Intel’s announcement earlier this year to locate the largest manufacturing investment in Ohio’s history has reminded us that making things in America is not only beneficial, it is necessary if we are going to retain our economic, technological, and national security advantages over the rest of the world. All manufacturing is important, but it is especially critical that we retain and secure critical industries like semiconductors in a world where our economy and our power and increasingly digital.
Honda’s historic investment 40 years ago, the first Japanese auto manufacturing to do so in the United States, did more than just bring jobs and investment to Central Ohio, it bridged the gap between two cultures, brought exciting new ideas and engineering concepts to our country, and ignited a trend that reshaped the US auto industry. The journey continues as Honda moves toward the manufacturing of electric vehicles in the next decade. I’m reminded by this quote from Soichiro Honda when considering the challenges ahead– “My biggest thrill is when I plan something and it fails.
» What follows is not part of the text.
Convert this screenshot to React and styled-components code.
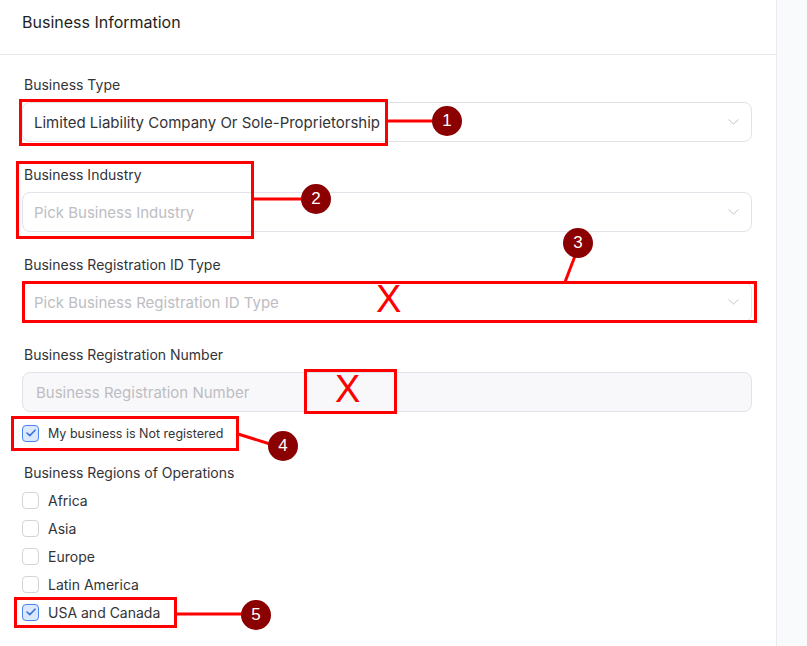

My mind is then filled with ideas on how I can improve it.” –Soichiro Honda
Thank you to the thousand of manufacturing professionals that make the products that drive our world. Thank you to the companies that design, engineer, and make products that move the world forward. Finally, thank you to those that advocate for and prepare for tomorrow’s workforce. You are all appreciated.
Let’s have a great week, lift each other up and move forward.